Salt Shed Woes for City

 

The City of Wetaskiwin Aldermen were left with a very unpleasant taste of ‘salt and sand’ in their mouths at the June 25th Regular Council meeting.  Agenda item 12 b under New and Unfinished Business was brought forward and the following motion was proposed by Administration. “(I Move) That Administration proceed with the funding and agreement actions required to complete the Salt and Sand project.”
Fast forward to October 29th, 2012 and -- At the October 29th meeting, the Council of the City of Wetaskiwin has deemed it expedient and necessary to repeal Bylaw 1794 – 12. "Debenture Bylaw – Sand Salt Shed". 
The June 25th decision sounded pretty straight forward except… The City had approved as a budget item, $250,000 to enter into a 50/50 agreement with the County to develop a Salt and Sand facility for joint service in the region. The proposed $500,000 facility would enable both municipalities to use the facility to mix and store the salt and sand used for winter road maintenance. “The funds borrowed would be paid back through an administrative fee charged for the use of the Salt and Sand Facility. The estimated time to pay back the debenture would be 15 years. A borrowing bylaw for the funds required would be brought back to Council for consideration after the project has been tendered and fixed costs ascertained.”
Gillespie provides an explanation to Council
At the October 29th meeting, City Manager Gillespie explained to Council. “The City of Wetaskiwin has been in discussions with County of Wetaskiwin to jointly construct a modern Roadway salt and sand mixing and storage facility. The City ear marked $250,000 of MSI funding for the project in 2009, based on rough construction estimates that were available at the time.”
He continued the explanation. “As design of the facility began in earnest (2012), it was found that construction costs were much higher than originally anticipated.
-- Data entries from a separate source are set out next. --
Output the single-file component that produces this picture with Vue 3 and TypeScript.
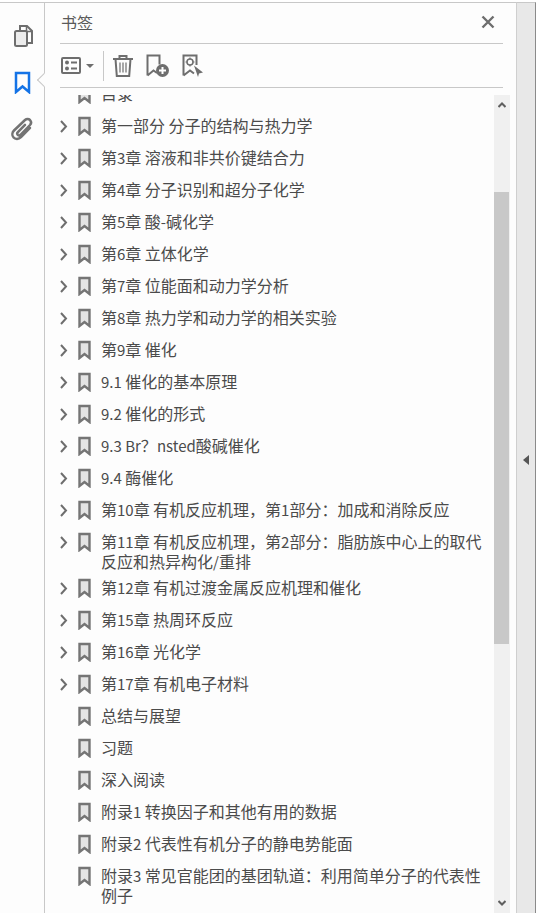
<script setup lang="ts">
interface Row { text: string; expand: boolean; parts: { text: string; latin: boolean }[] }
const titles: string[] = [
  '第一部分 分子的结构与热力学', '第3章 溶液和非共价键结合力', '第4章 分子识别和超分子化学', '第5章 酸-碱化学',
  '第6章 立体化学', '第7章 位能面和动力学分析', '第8章 热力学和动力学的相关实验', '第9章 催化',
  '9.1 催化的基本原理', '9.2 催化的形式', '9.3 Br？nsted酸碱催化', '9.4 酶催化',
  '第10章 有机反应机理，第1部分：加成和消除反应', '第11章 有机反应机理，第2部分：脂肪族中心上的取代反应和热异构化/重排',
  '第12章 有机过渡金属反应机理和催化', '第15章 热周环反应', '第16章 光化学', '第17章 有机电子材料',
]
const leaves: string[] = ['总结与展望', '习题', '深入阅读', '附录1 转换因子和其他有用的数据', '附录2 代表性有机分子的静电势能面', '附录3 常见官能团的基团轨道：利用简单分子的代表性例子']

function split(text: string): Row['parts'] {
  return text
    .split(/([\x20-\x7e]+)/)
    .filter((s) => s.length > 0)
    .map((s) => ({ text: s, latin: /^[\x20-\x7e]+$/.test(s) }))
}
function toRow(text: string, expand: boolean): Row {
  return { text, expand, parts: split(text) }
}
const rows: Row[] = [
  toRow('目录', false),
  ...titles.map((t) => toRow(t, true)),
  ...leaves.map((t) => toRow(t, false)),
]
</script>

<template>
  <div class="app">
    <aside class="rail">
      <svg class="rail-icon" width="24" height="24" viewBox="0 0 24 24" fill="none" stroke="#6e6e6e" stroke-width="2">
        <path d="M10 7V3h7l5 5v12h-5" />
        <path d="M16.500 3v5.500H22" stroke-width="1.500" />
        <rect x="5" y="8" width="12" height="15" rx="1.500" fill="#ececec" />
      </svg>
      <svg class="rail-icon" width="24" height="24" viewBox="0 0 24 24" fill="none" stroke="#1473e6" stroke-width="2.500">
        <path d="M6 3h13v19l-6.500-5.500L6 22z" />
      </svg>
      <svg class="rail-icon" width="24" height="24" viewBox="0 0 24 24" fill="none" stroke="#737373" stroke-width="2.500" stroke-linecap="round">
        <path d="M15 7.800l-7.100 7.300c-.8.800-.8 2-.1 2.800.7.700 1.800.7 2.700-.1L20 8c1.300-1.500 1.300-3.600 0-5-1.300-1.300-3.500-1.300-5 0L4 13.500c-2 2-2.200 5-.4 7 1.600 1.900 5.100 1.900 7.400-.3l9-9.200" />
      </svg>
      <span class="notch"></span>
    </aside>

    <main class="panel">
      <header class="head">
        <span class="title">书签</span>
        <svg width="14" height="14" viewBox="0 0 14 14" stroke="#6e6e6e" stroke-width="2.400">
          <path d="M1.500 1.500l11 11M12.500 1.500l-11 11" />
        </svg>
      </header>
      <div class="tools">
        <svg width="20" height="17" viewBox="0 0 20 17" fill="none" stroke="#6e6e6e" stroke-width="2">
          <rect x="1" y="1" width="18" height="15" rx="1" />
          <circle cx="6" cy="5.500" r="2" fill="#6e6e6e" stroke="none" />
          <circle cx="6" cy="11.500" r="2" fill="#6e6e6e" stroke="none" />
          <path d="M10 5.500h6M10 11.500h6" />
        </svg>
        <span class="caret"></span>
        <span class="sep"></span>
        <svg class="trash" width="22" height="22" viewBox="0 0 22 22" fill="none" stroke="#6e6e6e" stroke-width="2">
          <path d="M1 4h20M7.500 4V1h7v3M3.500 4l1.300 17h12.400L18.500 4" />
          <path d="M8 7.500v10M11 7.500v10M14 7.500v10" stroke-width="1.200" />
        </svg>
        <svg class="add" width="23" height="23" viewBox="0 0 23 23" fill="none" stroke="#6e6e6e" stroke-width="2">
          <path d="M1.500 21.500V1.500h12v9M1.500 21.500l6-5 3.500 2.500" />
          <circle cx="16.500" cy="16.500" r="6.500" fill="#6e6e6e" stroke="none" />
          <path d="M13 16.500h7M16.500 13v7" stroke="#fff" stroke-width="2" />
        </svg>
        <svg class="search" width="22" height="23" viewBox="0 0 22 23" fill="none" stroke="#6e6e6e" stroke-width="2">
          <path d="M1.500 21.500V1.500h13V11M1.500 21.500l6.500-5 4 3" />
          <circle cx="8" cy="8" r="3" stroke-width="1.500" />
          <path d="M8 3.500v1.500M8 11v1.500M3.500 8H5M11 8h1.500" stroke-width="1.200" />
          <path d="M12 11.500l9 7-4 1-1 3.500z" fill="#6e6e6e" stroke="none" />
        </svg>
      </div>
      <div class="body">
        <div class="list-clip">
          <div class="list">
            <div v-for="row in rows" :key="row.text" class="row">
              <span class="chev-slot">
                <svg v-if="row.expand" width="8" height="14" viewBox="0 0 8 14" fill="none" stroke="#6e6e6e" stroke-width="2">
                  <path d="M1 2l5 5.500L1 13" />
                </svg>
              </span>
              <svg class="mark" width="14" height="20" viewBox="0 0 14 20" fill="#e4e4e4" stroke="#757575" stroke-width="2.400">
                <path d="M1.500 2h10v16l-5-4-5 4z" />
              </svg>
              <span class="label"><span v-for="(p, i) in row.parts" :key="i" :class="{ latin: p.latin }">{{ p.text }}</span></span>
            </div>
          </div>
        </div>
        <div class="scrollbar">
          <svg class="sb-arrow" width="8" height="6" viewBox="0 0 8 6" fill="none" stroke="#5f5f5f" stroke-width="2"><path d="M.500 5L4 1.500 7.500 5" /></svg>
          <div class="sb-track"><div class="sb-thumb"></div></div>
          <svg class="sb-arrow" width="8" height="6" viewBox="0 0 8 6" fill="none" stroke="#5f5f5f" stroke-width="2"><path d="M.500 1L4 4.500 7.500 1" /></svg>
        </div>
      </div>
    </main>

    <aside class="strip"><span class="strip-arrow"></span></aside>
  </div>
</template>

<style scoped>
.app {
  width: 536px;
  height: 913px;
  display: flex;
  overflow: hidden;
  box-sizing: border-box;
  padding-top: 2px;
  background: #fff;
  font-family: "Noto Sans CJK SC", "Liberation Sans", sans-serif;
  color: #4b4b4b;
}
.rail {
  position: relative;
  width: 45px;
  flex: none;
  box-sizing: border-box;
  border-top: 1px solid #c8c8c8;
  border-right: 1px solid #c8c8c8;
  background: #fdfdfd;
  display: flex;
  flex-direction: column;
  align-items: center;
  gap: 23px;
  padding: 20px 1px 0 0;
}
.rail-icon { display: block; }
.notch {
  position: absolute;
  left: 39px;
  top: 72px;
  width: 10px;
  height: 10px;
  box-sizing: border-box;
  background: #fdfdfd;
  border-left: 1px solid #c8c8c8;
  border-bottom: 1px solid #c8c8c8;
  transform: rotate(45deg);
}
.panel {
  flex: 1;
  min-width: 0;
  display: flex;
  flex-direction: column;
  background: #fdfdfd;
  border-top: 1px solid #c8c8c8;
}
.head {
  height: 41px;
  box-sizing: border-box;
  margin: 0 13px 0 15px;
  padding: 0 8px 2px 1px;
  display: flex;
  align-items: center;
  justify-content: space-between;
  border-bottom: 1px solid #c8c8c8;
}
.title { font-size: 16px; line-height: 36px; color: #5a5a5a; }
.tools {
  height: 44px;
  box-sizing: border-box;
  margin: 0 13px 0 15px;
  padding-left: 1px;
  display: flex;
  align-items: center;
  border-bottom: 1px solid #c8c8c8;
}
.caret {
  margin-left: 5px;
  border: 4px solid transparent;
  border-top-color: #6e6e6e;
  border-bottom-width: 0;
}
.sep { width: 1px; height: 30px; margin: 0 8px 0 9px; background: #c8c8c8; }
.add { margin-left: 12px; }
.search { margin-left: 13px; }
.body {
  flex: 1;
  min-height: 0;
  display: flex;
  overflow: hidden;
  margin-right: 6px;
  padding-top: 7px;
}
.list-clip { flex: 1; min-width: 0; overflow: hidden; }
.list {
  margin-top: -17px;
  padding-left: 15px;
}
.row {
  display: flex;
  align-items: flex-start;
  min-height: 32px;
  box-sizing: border-box;
  padding-top: 6px;
}
.chev-slot { width: 18px; height: 20px; flex: none; display: flex; align-items: center; }
.mark { flex: none; margin-right: 9px; }
.label { flex: 1; min-width: 0; font-size: 16px; line-height: 20px; margin-top: -1px; padding: 0 8px 1px 0; }
.latin { font-size: 15px; line-height: 1; }
.scrollbar {
  width: 16px;
  flex: none;
  background: #f0f0f0;
  display: flex;
  flex-direction: column;
  align-items: center;
}
.sb-arrow { flex: none; margin: 7px 0; }
.sb-track { flex: 1; width: 100%; padding-top: 77px; padding-bottom: 249px; box-sizing: border-box; min-height: 0; display: flex; }
.sb-thumb { flex: 1; background: #c8c8c8; margin-right: 1px; }
.strip {
  width: 20px;
  flex: none;
  box-sizing: border-box;
  border-left: 1px solid #cfcfcf;
  border-right: 1px solid #8a8a8a;
  border-top: 1px solid #c8c8c8;
  background: #e8e8e8;
  display: flex;
  align-items: center;
  justify-content: center;
}
.strip-arrow {
  border: 5px solid transparent;
  border-right: 6px solid #555;
  border-left-width: 0;
  margin-top: 4px;
}
</style>
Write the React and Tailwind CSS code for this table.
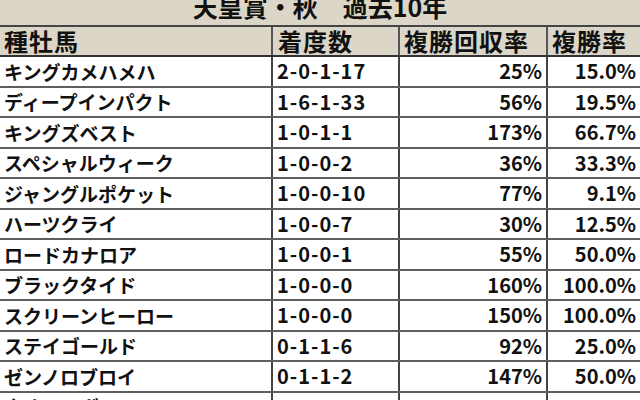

While some of the first steps to move forward with the project were completed, such as site selection and the securing of project funding, tenders had not yet been let for the design or construction of the facility.”
When the original cost estimates for the facility were examined, it was revealed that the project costs would be double the earlier estimated $500,000 and would cost $1,000,000, or twice as much as was originally estimated.  The City’s portion under the new projected cost to fulfill its 50% obligation towards the shared capital project would be $500,000 and not $250,000. The City was facing an unbudgeted shortfall of $250,000.  
If the City backed out of the agreement, it was suggested that the County would likely proceed on its own. The only other option was left available to them is to borrow the additional $250,000 required. The City had spent approximately $16,000 on engineering for the project.
Gillespie continues, “While the City continued to work with County of Wetaskiwin to develop agreements for the facility capital and operational cost sharing, prior to moving on to the design and construction phases, County administration also raised concerns with the proposed joint facility. At the County of Wetaskiwin regular meeting Tuesday, September 18, 2012, County Council decided to proceed with their own facility, independent of the City of Wetaskiwin.”
Acknowledging a $500,000 planning error had been made, and a by-law was passed to address the $250,000 shortfall, Administration searched for other alternatives. The report continues.  “Administration also reviewed the legislation controlling the use of Roadway Salt and concluded that while following “best practices” would require construction of a new facility, or the purchase of salt from a certified facility, our existing facility at Public Works can be operated in compliance with the Federal Department of the Environment Code of Practice for the management of Roadway Salts.”
  Back to square one – approving a bylaw to borrow $250,000 ends up being a bylaw to repeal the borrowing of $250,000. Back to the original facility at Public Works “Minor work to control drainage, and a system to cover the pile during summer months can minimize environmental issues related to the facility at minimal cost. Using the existing facility at Public Works, operational costs will continue to be significantly less costly (about 50% less costly), then either the private sector cost or the new facility cost. Based on this information, it is clear that a new facility can be deferred at least until a major upgrade of the public works facilities is undertaken.” 
The report concluded by advising Council that, “The $250,000 of MSI funding designated for the facility may be re-designated to some other project, such as Mainstreet Phase 2.  A specific recommendation will be brought forward during budget discussions.”
City Council authorized administration to implement alternative measures, such as drainage control and the covering of the City Sand/Salt storage pile as an alternative to construction of a new facility for the mixing storage and management of Road Salt and Sand.
Following which, ‘the Council of the City of Wetaskiwin has deemed it expedient and necessary to repeal Bylaw 1794 – 12. "Debenture Bylaw – Sand Salt Shed’.